Stone Soup


I thought of calling this “FREE SOUP” but I decided a plagiarized title might catch your eye. 🙂

Having grandparents who lived through the Great Depression can teach a girl a lot if she will only listen. Here’s something I’ve learned:

When you buy chicken, buy the whole chicken.
Roast it for dinner and save the carcass and the juices. If you’re not ready to make soup, freeze the carcass and juices. OK, they didn’t have many freezers during the Great Depression, but this blog is subtitled “Taking the best of the past for the present” so just go with me, here.

When you cut up vegetables, wash them well and save the bits, peels, and ends of carrots, celery, potatoes, and onions–even onion skins, herbs and whatever else suits your fancy. Freeze them, too.

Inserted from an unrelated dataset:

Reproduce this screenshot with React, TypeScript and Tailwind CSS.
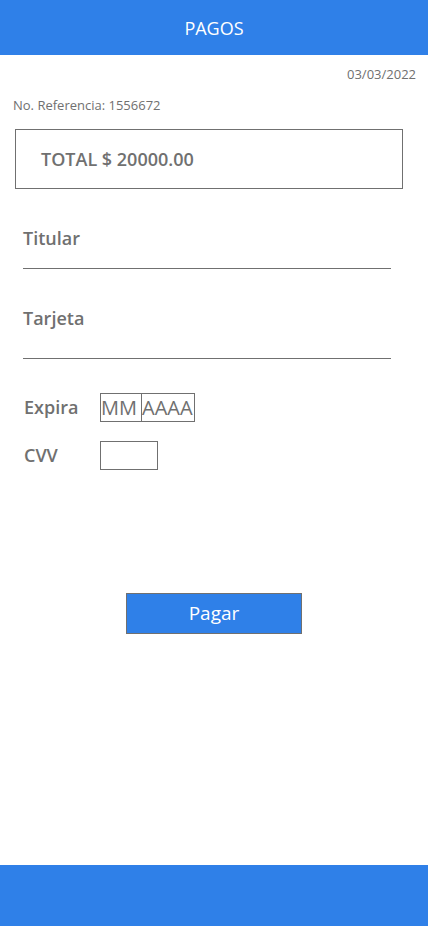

Boil the chicken carcass with your saved vegetable peels and ends and salt for about an hour, then take it out and let it cool a bit, take all the remaining meat off the carcass and set it aside in the refrigerator. Put the bones back in the water and boil everything either in a crock pot or on low for 24-48 hours, adding water as necessary. Or, if you have a pressure cooker, you can use that instead for probably 30-45 minutes.

Pour everything out into a big bowl through a fine mesh sieve. Let it cool and then skim some or all of the fat off the top according to your taste. You can use that chicken fat to cook other things in if you like. You can give the carcass to the dog now, he won’t choke on it because the bones should be very soft. Toss the mushy, overcooked veggie peels and ends into the compost. Do not eat them. All their nutrition and flavor is now in your stock.

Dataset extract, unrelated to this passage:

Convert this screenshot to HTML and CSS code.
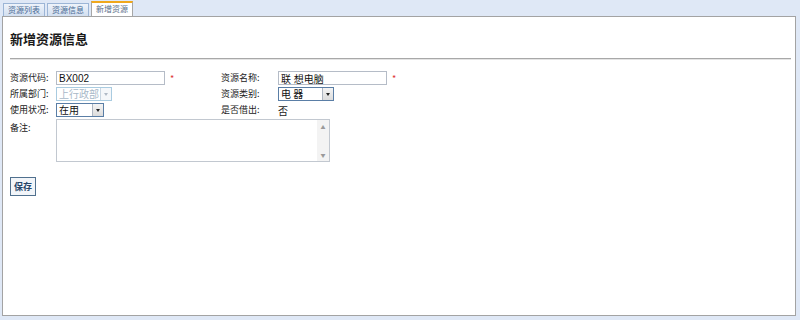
FILE: index.html
```html
<!DOCTYPE html>
<html lang="zh-CN">

<head>
  <meta charset="UTF-8">
  <title>新增资源</title>
  <link rel="stylesheet" href="styles.css">
</head>

<body>
  <div class="tabs">
    <a class="tab">资源列表</a>
    <a class="tab">资源信息</a>
    <a class="tab active">新增资源</a>
  </div>

  <div class="panel">
    <h2 class="title">新增资源信息</h2>
    <div class="rule"></div>

    <form class="form">
      <label class="lbl">资源代码:</label>
      <div class="field">
        <input class="text" type="text" value="BX002"><span class="req">*</span>
      </div>
      <label class="lbl">资源名称:</label>
      <div class="field">
        <input class="text" type="text" value="联 想电脑"><span class="req">*</span>
      </div>

      <label class="lbl">所属部门:</label>
      <div class="field">
        <span class="select disabled"><span class="val">上行政部</span><span class="arrow"></span></span>
      </div>
      <label class="lbl">资源类别:</label>
      <div class="field">
        <span class="select"><span class="val">电 器</span><span class="arrow"></span></span>
      </div>

      <label class="lbl">使用状况:</label>
      <div class="field">
        <span class="select small"><span class="val">在用</span><span class="arrow"></span></span>
      </div>
      <label class="lbl">是否借出:</label>
      <div class="field plain">否</div>

      <label class="lbl memo-lbl">备注:</label>
      <div class="field wide">
        <div class="memo">
          <textarea></textarea>
          <div class="scroll"><span>&#9650;</span><span>&#9660;</span></div>
        </div>
      </div>
    </form>

    <button type="button" class="save">保存</button>
  </div>
</body>

</html>
```

FILE: styles.css
```css
body {
  margin: 0;
  background-color: #dfe8f6;
  font-family: "Noto Sans CJK SC", "Liberation Sans", sans-serif;
  font-size: 9px;
  color: #222;
  height: 320px;
  overflow: hidden;
}

.tabs {
  display: flex;
  gap: 2px;
  padding: 3px 0 0 3px;
  height: 13px;
  align-items: flex-end;
}

.tab {
  display: block;
  width: 40px;
  height: 12px;
  line-height: 12px;
  text-align: center;
  font-size: 8px;
  color: #4a6a94;
  background: linear-gradient(#eef3fa, #d2dff0);
  border: 1px solid #9cb5d6;
  border-bottom: none;
}

.tab.active {
  height: 13px;
  background: #fff;
  border-color: #a7a7a7;
  border-top: 2px solid #f0a81c;
  color: #5a6f8a;
}

.panel {
  margin: 0 4px 0 2px;
  height: 300px;
  background-color: #fff;
  border: 1px solid #a3a3a3;
  padding: 0 4px 0 7px;
  box-sizing: border-box;
}

.title {
  margin: 0;
  padding-top: 13px;
  height: 22px;
  font-size: 13px;
  font-weight: bold;
  line-height: 18px;
  color: #1a1a1a;
}

.rule {
  height: 1px;
  margin-top: 6px;
  background-color: #a8a8a8;
  border-bottom: 1px solid #e4e4e4;
}

.form {
  display: grid;
  grid-template-columns: 46px 165px 57px 1fr;
  grid-auto-rows: 16px;
  margin-top: 10px;
  align-items: center;
}

.lbl {
  font-size: 9px;
  line-height: 12px;
}

.lbl.memo-lbl {
  align-self: start;
  margin-top: 4px;
}

.field {
  display: flex;
  align-items: center;
}

.field.plain {
  font-size: 10px;
}

.field.wide {
  grid-column: 2 / 5;
  grid-row: span 3;
  align-self: start;
}

.text {
  width: 109px;
  height: 14px;
  box-sizing: border-box;
  border: 1px solid #b5bcc7;
  padding: 0 2px;
  font-family: "Liberation Sans", "Noto Sans CJK SC", sans-serif;
  font-size: 10px;
  color: #111;
  outline: none;
}

.req {
  color: #d33;
  font-size: 9px;
  margin-left: 5px;
}

.select {
  display: flex;
  width: 56px;
  height: 14px;
  box-sizing: border-box;
  border: 1px solid #5a7ea6;
  background: #fff;
}

.select.small {
  width: 48px;
}

.select .val {
  flex: 1;
  padding-left: 2px;
  font-size: 10px;
  line-height: 12px;
  color: #111;
}

.select .arrow {
  width: 10px;
  border-left: 1px solid #aeb6c2;
  background: linear-gradient(#f4f4f4, #dcdcdc);
  position: relative;
}

.select .arrow::after {
  content: "";
  position: absolute;
  left: 3px;
  top: 5px;
  border: 2px solid transparent;
  border-top: 3px solid #222;
}

.select.disabled {
  border-color: #a9cbe0;
}

.select.disabled .val {
  color: #a8b8c8;
}

.select.disabled .arrow {
  background: #f5f7fa;
  border-left-color: #c9d6e2;
}

.select.disabled .arrow::after {
  border-top-color: #b0bac6;
}

.memo {
  display: flex;
  width: 274px;
  height: 43px;
  box-sizing: border-box;
  border: 1px solid #c2c8d0;
  margin-top: 1px;
}

.memo textarea {
  flex: 1;
  border: none;
  resize: none;
  outline: none;
  padding: 0;
}

.scroll {
  width: 12px;
  display: flex;
  flex-direction: column;
  justify-content: space-between;
  align-items: center;
  background-color: #f3f3f3;
  font-size: 5px;
  color: #9a9a9a;
  padding: 3px 0;
}

.save {
  display: block;
  margin-top: 11px;
  width: 26px;
  height: 19px;
  padding: 0;
  border: 1px solid #50708e;
  background-color: #f2f5f9;
  font-family: "Noto Sans CJK SC", serif;
  font-size: 9px;
  font-weight: bold;
  color: #26466a;
}
```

You now have the most fantastic broth you can imagine. It is full of gelatin. That is why it looks like chicken jello in the refrigerator. THIS is the kind of chicken stock that cures colds. Not that crappy chicken water you get in a carton or can from the grocery store.

Next, take the chicken that you’d set aside plus the prettier bits of vegetables you’ve saved and/or fresh ones. Add more salt to taste and some noodles (you can make noodles by just mixing flour with egg and a tiny bit of water, rolling it out and slicing it up) or rice and voila…almost free soup.

It’s delicious.

You’ve made a huge pot of the most nutritious soup for next to nothing, reduced your garbage output, increased the quality of your soil by composting, and given your dog a free meal.